Set task:
Leave out the pictures and retype only the lines from the opening line to the line that holds "let manualOrder = $state('java;javax;org;com;');", both ends included.

Provided data:
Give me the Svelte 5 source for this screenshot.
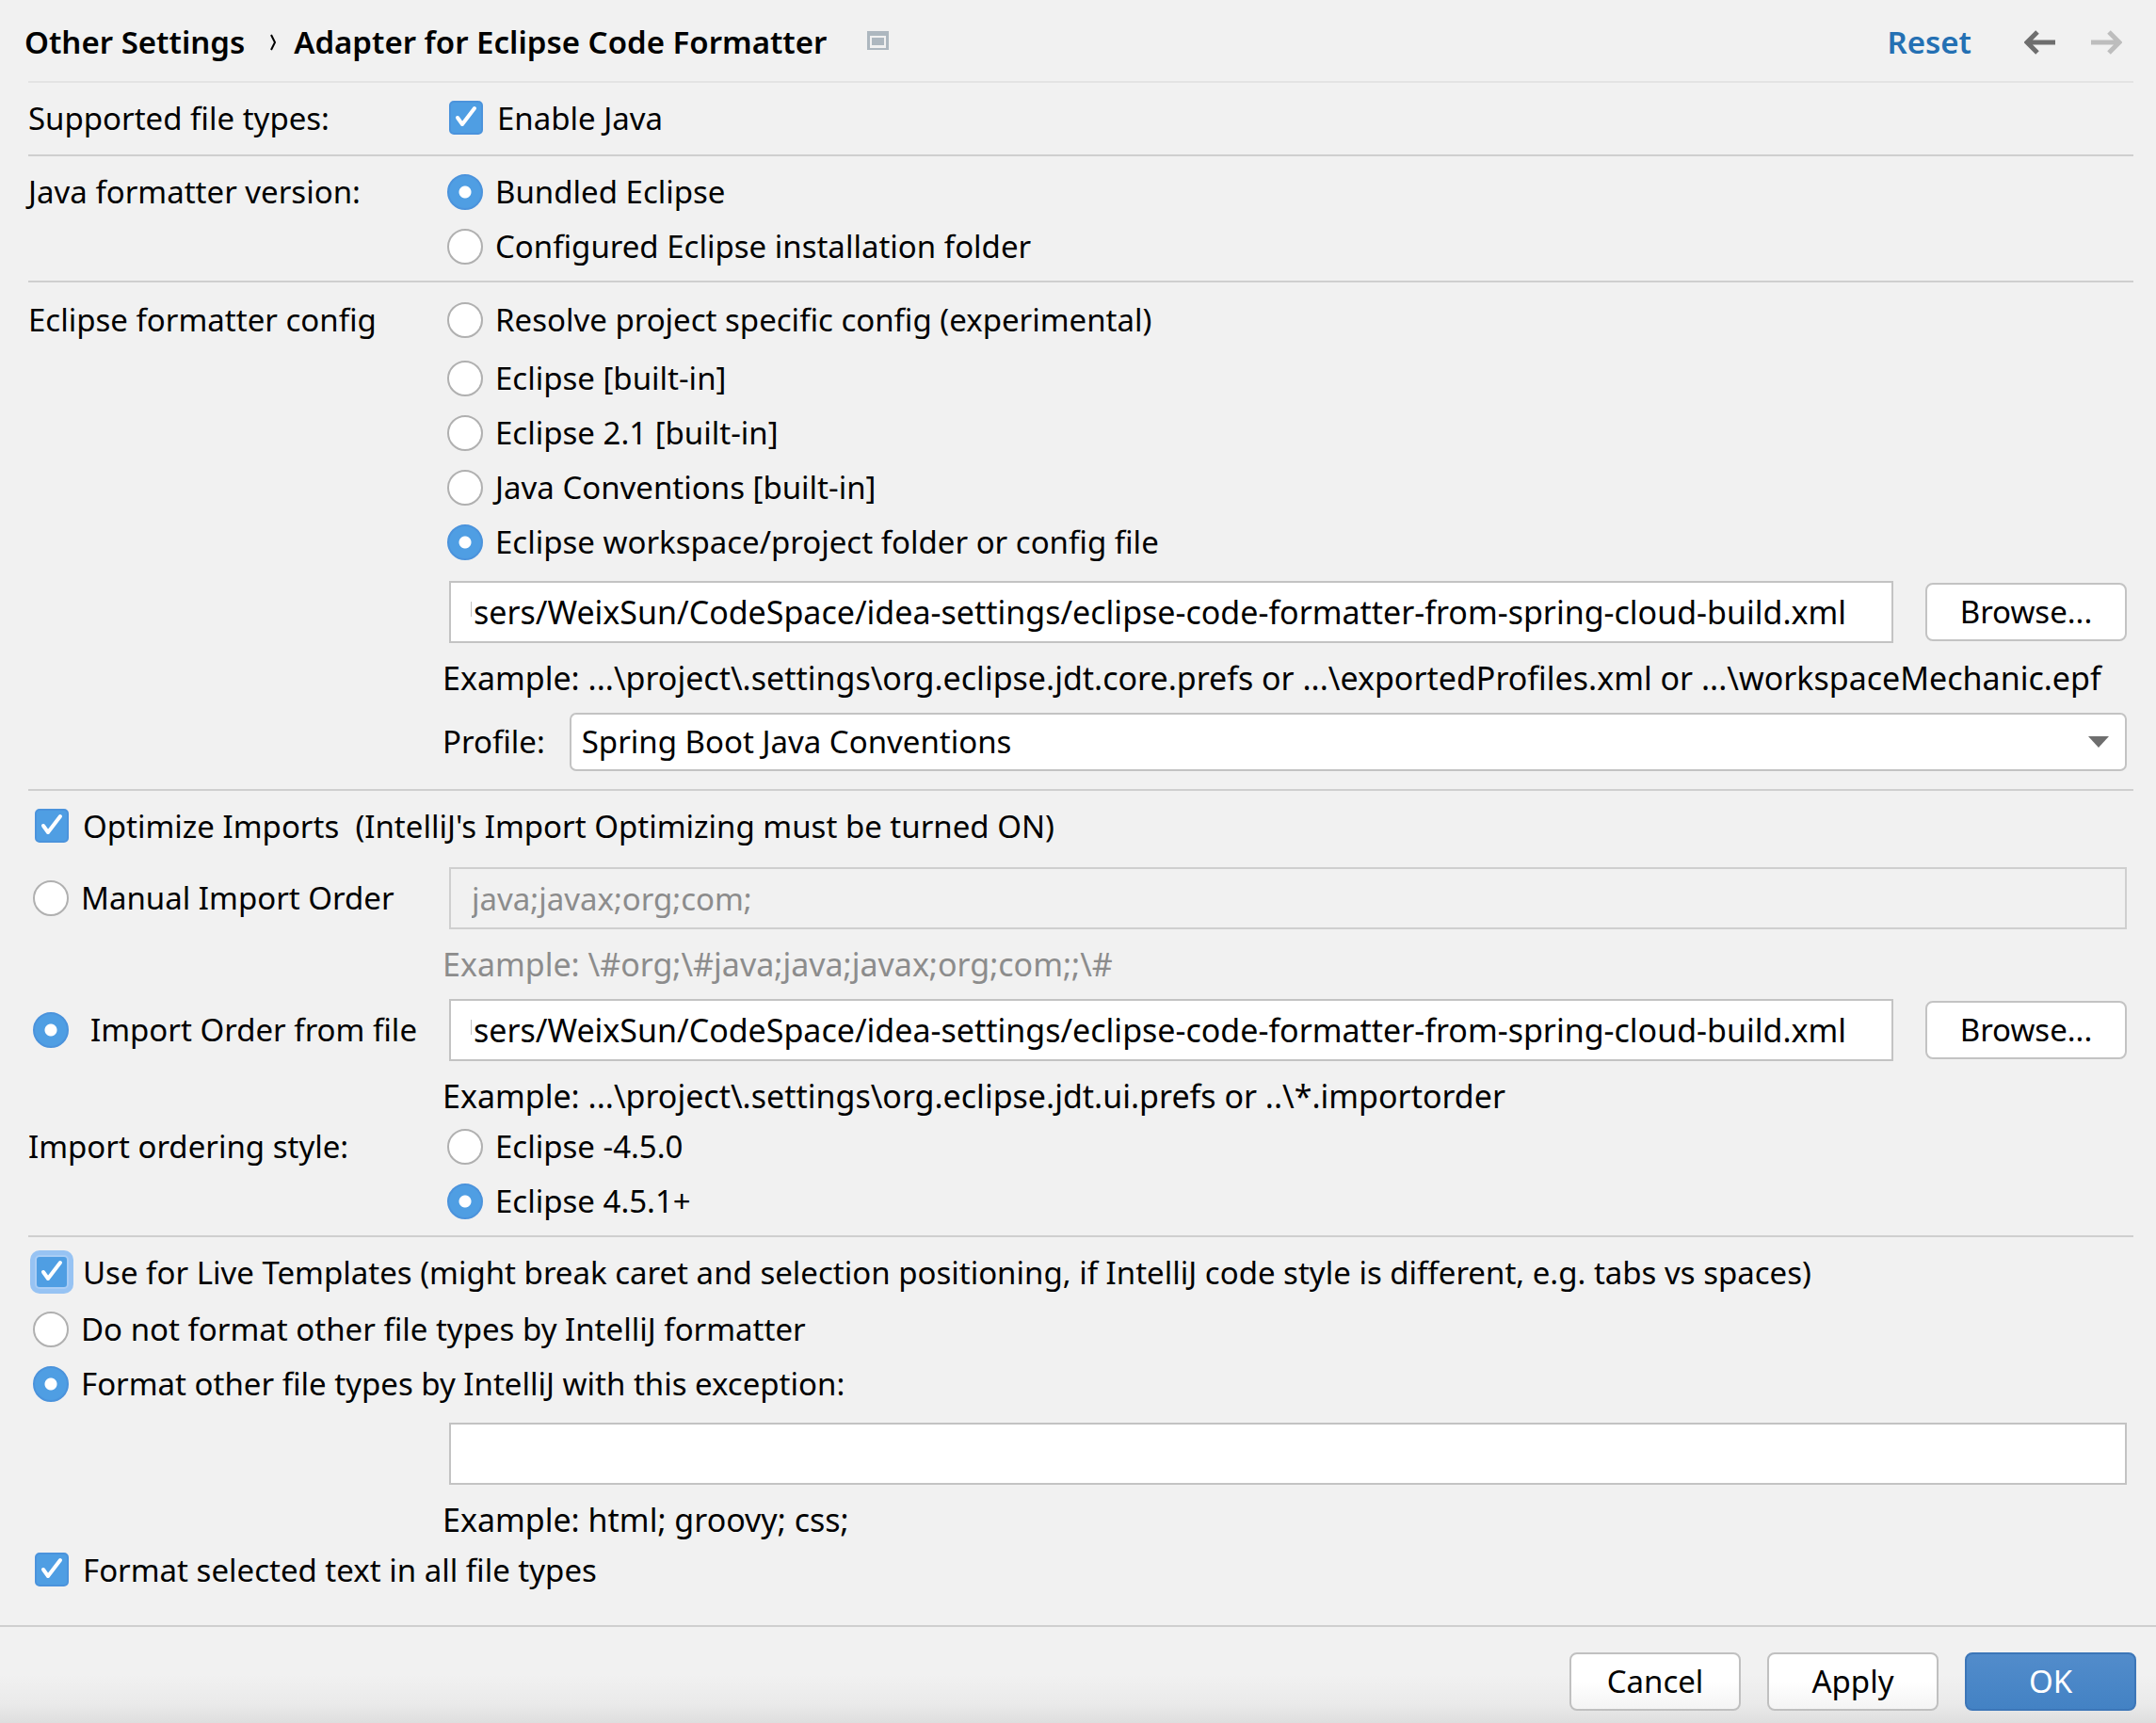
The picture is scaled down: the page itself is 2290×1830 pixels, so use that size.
<script>
  let supported = $state(true);
  let version = $state('bundled');
  let config = $state('workspace');
  let profile = $state('Spring Boot Java Conventions');
  let optimize = $state(true);
  let order = $state('file');
  let style = $state('new');
  let live = $state(true);
  let others = $state('format');
  let selected = $state(true);
  let exceptions = $state('');
  let manualOrder = $state('java;javax;org;com;');

  const filePath = 'sers/WeixSun/CodeSpace/idea-settings/eclipse-code-formatter-from-spring-cloud-build.xml';
  let configPath = $state(filePath);
  let orderPath = $state(filePath);

  const builtIns = [
    { value: 'eclipse', label: 'Eclipse [built-in]' },
    { value: 'eclipse21', label: 'Eclipse 2.1 [built-in]' },
    { value: 'java', label: 'Java Conventions [built-in]' },
    { value: 'workspace', label: 'Eclipse workspace/project folder or config file' }
  ];
</script>

<div class="dialog">
  <header>
    <h1>
      <span>Other Settings</span>
      <svg class="chevron" viewBox="0 0 8 18" aria-hidden="true"><path d="M2 1 6 9 2 17" /></svg>
      <span>Adapter for Eclipse Code Formatter</span>
    </h1>
    <svg class="scope" viewBox="0 0 23 20" aria-hidden="true">
      <path fill="#adb7bf" fill-rule="evenodd" d="M0 0h23v20H0zM3 5v13h17V5z" />
      <path fill="#adb7bf" d="M5 7h13v8H5z" />
    </svg>
    <a class="reset" href="#reset">Reset</a>
    <button class="nav" aria-label="Back">
      <svg viewBox="0 0 34 26" aria-hidden="true"><path d="M33 13H3M14 2 3 13l11 11" /></svg>
    </button>
    <button class="nav next" aria-label="Forward" disabled>
      <svg viewBox="0 0 34 26" aria-hidden="true"><path d="M1 13h30M20 2l11 11-11 11" /></svg>
    </button>
  </header>

  <main>
    <section class="types">
      <span class="row">Supported file types:</span>
      <label class="row check"><input type="checkbox" bind:checked={supported} />Enable Java</label>
    </section>

    <section class="version">
      <span class="row">Java formatter version:</span>
      <div>
        <label class="row radio"><input type="radio" name="version" value="bundled" bind:group={version} />Bundled Eclipse</label>
        <label class="row radio"><input type="radio" name="version" value="custom" bind:group={version} />Configured Eclipse installation folder</label>
      </div>
    </section>

    <section class="config">
      <span class="row">Eclipse formatter config</span>
      <div>
        <label class="row radio first"><input type="radio" name="config" value="resolve" bind:group={config} />Resolve project specific config (experimental)</label>
        {#each builtIns as item}
          <label class="row radio"><input type="radio" name="config" value={item.value} bind:group={config} />{item.label}</label>
        {/each}
        <div class="field">
          <input class="text path" type="text" aria-label="Config file" bind:value={configPath} />
          <button class="btn browse">Browse...</button>
        </div>
        <p class="example">Example: ...\project\.settings\org.eclipse.jdt.core.prefs or ...\exportedProfiles.xml or ...\workspaceMechanic.epf</p>
        <div class="profile">
          <label for="profile">Profile:</label>
          <div class="combo">
            <select id="profile" bind:value={profile}>
              <option>Spring Boot Java Conventions</option>
            </select>
            <svg viewBox="0 0 22 12" aria-hidden="true"><path d="M0 0h22L11 12z" /></svg>
          </div>
        </div>
      </div>
    </section>

    <section class="imports">
      <label class="row check wide"><input type="checkbox" bind:checked={optimize} />Optimize Imports&nbsp; (IntelliJ's Import Optimizing must be turned ON)</label>
      <label class="radio tall"><input type="radio" name="order" value="manual" bind:group={order} />Manual Import Order</label>
      <div>
        <div class="field">
          <input class="text" type="text" aria-label="Manual import order" disabled bind:value={manualOrder} />
        </div>
        <p class="example dim">Example: \#org;\#java;java;javax;org;com;;\#</p>
      </div>
      <label class="radio tall spaced"><input type="radio" name="order" value="file" bind:group={order} />Import Order from file</label>
      <div>
        <div class="field">
          <input class="text path" type="text" aria-label="Import order file" bind:value={orderPath} />
          <button class="btn browse">Browse...</button>
        </div>
        <p class="example">Example: ...\project\.settings\org.eclipse.jdt.ui.prefs or ..\*.importorder</p>
      </div>
      <span class="row">Import ordering style:</span>
      <div>
        <label class="row radio"><input type="radio" name="style" value="old" bind:group={style} />Eclipse -4.5.0</label>
        <label class="row radio"><input type="radio" name="style" value="new" bind:group={style} />Eclipse 4.5.1+</label>
      </div>
    </section>

    <section class="other">
      <label class="row check wide focused"><input type="checkbox" bind:checked={live} />Use for Live Templates (might break caret and selection positioning, if IntelliJ code style is different, e.g. tabs vs spaces)</label>
      <label class="row radio wide"><input type="radio" name="others" value="skip" bind:group={others} />Do not format other file types by IntelliJ formatter</label>
      <label class="row radio wide"><input type="radio" name="others" value="format" bind:group={others} />Format other file types by IntelliJ with this exception:</label>
      <div class="second">
        <div class="field">
          <input class="text" type="text" aria-label="File type exceptions" bind:value={exceptions} />
        </div>
        <p class="example">Example: html; groovy; css;</p>
      </div>
      <label class="row check wide"><input type="checkbox" bind:checked={selected} />Format selected text in all file types</label>
    </section>
  </main>

  <footer>
    <button class="btn">Cancel</button>
    <button class="btn">Apply</button>
    <button class="btn ok">OK</button>
  </footer>
</div>

<style>
  :global(body) {
    background: #f1f1f1;
  }
  .dialog {
    display: flex;
    flex-direction: column;
    min-height: 100vh;
    font-family: 'Noto Sans', 'Open Sans', sans-serif;
    font-size: 33px;
    line-height: 44px;
    color: #000;
    white-space: nowrap;
    background: #f1f1f1;
  }
  .dialog * {
    box-sizing: border-box;
  }
  input, select, button {
    font: inherit;
    color: inherit;
    margin: 0;
  }

  header {
    display: flex;
    align-items: center;
    height: 88px;
    margin: 0 24px 0 30px;
    padding-top: 4px;
    border-bottom: 2px solid #e3e3e3;
  }
  h1 {
    display: flex;
    align-items: center;
    margin: 0 0 0 -4px;
    font-size: 33px;
    font-weight: 600;
  }
  .chevron {
    width: 8px;
    height: 18px;
    margin: 0 18px 0 26px;
    fill: none;
    stroke: #000;
    stroke-width: 2;
  }
  .scope {
    width: 23px;
    height: 20px;
    margin: 0 0 4px 43px;
  }
  .reset {
    margin-left: auto;
    font-weight: 600;
    color: #2470b3;
    text-decoration: none;
  }
  .nav {
    width: 34px;
    height: 26px;
    margin-left: 56px;
    padding: 0;
    border: 0;
    background: none;
    color: #6e6e6e;
  }
  .next {
    margin: 0 12px 0 36px;
    color: #bdbdbd;
  }
  .nav svg {
    display: block;
    width: 34px;
    height: 26px;
    fill: none;
    stroke: currentColor;
    stroke-width: 5;
  }

  main {
    flex: 1;
    padding: 0 24px 0 30px;
  }
  section {
    display: grid;
    grid-template-columns: 440px 1fr;
    align-items: start;
    align-content: start;
    border-bottom: 2px solid #cfcfcf;
  }
  section:last-child {
    border-bottom: 0;
  }
  .types { padding: 9px 0; }
  .version { padding: 9px 0 7px; }
  .config { padding: 11px 0 19px; }
  .imports { padding: 9px 0 7px; }
  .other { padding: 9px 0 28px; }

  .row {
    display: flex;
    align-items: center;
    height: 58px;
  }
  .radio {
    padding-left: 5px;
  }
  .check {
    padding-left: 7px;
  }
  .first {
    margin-bottom: 4px;
  }
  .wide {
    grid-column: 1 / -1;
  }
  .tall {
    display: flex;
    align-items: center;
    height: 66px;
  }
  .imports > .wide {
    margin-bottom: 14px;
  }
  .focused {
    margin-bottom: 2px;
  }

  input[type='radio'], input[type='checkbox'] {
    appearance: none;
    flex: none;
    background: #fff;
    border: 2px solid #b0b0b0;
  }
  input[type='radio'] {
    width: 38px;
    height: 38px;
    margin-right: 13px;
    border-radius: 50%;
  }
  .spaced input[type='radio'] {
    margin-right: 23px;
  }
  input[type='radio']:checked {
    border-color: #4b93dc;
    background: radial-gradient(circle, #fff 6px, #4f9ee3 7px);
  }
  input[type='checkbox'] {
    width: 36px;
    height: 36px;
    margin: 0 15px 2px 0;
    border-radius: 5px;
  }
  input[type='checkbox']:checked {
    border-color: #4b93dc;
    background: #4f9ee3 url("data:image/svg+xml,%3Csvg xmlns='http://www.w3.org/2000/svg' viewBox='0 0 32 32'%3E%3Cpath d='M7 16l5 7L25 6' fill='none' stroke='white' stroke-width='4' stroke-linecap='round' stroke-linejoin='round'/%3E%3C/svg%3E") center / 32px 32px;
  }
  .focused input[type='checkbox'] {
    border-color: #a9cdf5;
    box-shadow: 0 0 0 5px #97c3f3;
  }

  .field {
    display: flex;
    align-items: center;
    gap: 34px;
    margin: 0 7px;
  }
  .config .field, .second .field {
    margin-top: 12px;
  }
  .text {
    flex: 1;
    min-width: 0;
    height: 66px;
    padding: 0 22px;
    border: 2px solid #c3c3c3;
    border-radius: 0;
    background: #fff;
  }
  .path {
    padding: 0 24px;
    font-size: 34px;
    background: linear-gradient(#c3c3c3, #c3c3c3) 21px 20px / 1px 16px no-repeat #fff;
  }
  .text:disabled {
    border-color: #cfcfcf;
    background: #f1f1f1;
    color: #8c8c8c;
  }
  .btn {
    width: 182px;
    height: 62px;
    padding: 0;
    border: 2px solid #c3c3c3;
    border-radius: 8px;
    background: #fff;
  }
  .browse {
    width: 214px;
  }
  .example {
    margin: 12px 0 0;
    font-size: 34px;
    line-height: 50px;
  }
  .dim {
    margin-bottom: 12px;
    color: #8c8c8c;
  }
  .second {
    grid-column: 2;
  }

  .profile {
    display: flex;
    align-items: center;
    gap: 26px;
    margin: 12px 7px 0 0;
  }
  .combo {
    flex: 1;
    display: grid;
    align-items: center;
  }
  .combo select, .combo svg {
    grid-area: 1 / 1;
  }
  select {
    appearance: none;
    width: 100%;
    height: 62px;
    padding: 0 11px;
    border: 2px solid #c3c3c3;
    border-radius: 7px;
    background: #fff;
  }
  .combo svg {
    width: 22px;
    height: 12px;
    margin-right: 19px;
    justify-self: end;
    fill: #6e6e6e;
    pointer-events: none;
  }

  footer {
    display: flex;
    justify-content: flex-end;
    gap: 28px;
    padding: 27px 21px 13px;
    border-top: 2px solid #cfcfcf;
    background: linear-gradient(#f1f1f1 50%, #eaeaea 80%, #dedede);
  }
  footer .btn {
    border-color: #c0c0c0;
    background: linear-gradient(#fff 50%, #f4f4f4);
  }
  footer .ok {
    border-color: #3c76b8;
    background: linear-gradient(#528ccb, #4382c4);
    color: #fff;
  }
</style>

Full output:
Give me the Svelte 5 source for this screenshot.
The picture is scaled down: the page itself is 2290×1830 pixels, so use that size.
<script>
  let supported = $state(true);
  let version = $state('bundled');
  let config = $state('workspace');
  let profile = $state('Spring Boot Java Conventions');
  let optimize = $state(true);
  let order = $state('file');
  let style = $state('new');
  let live = $state(true);
  let others = $state('format');
  let selected = $state(true);
  let exceptions = $state('');
  let manualOrder = $state('java;javax;org;com;');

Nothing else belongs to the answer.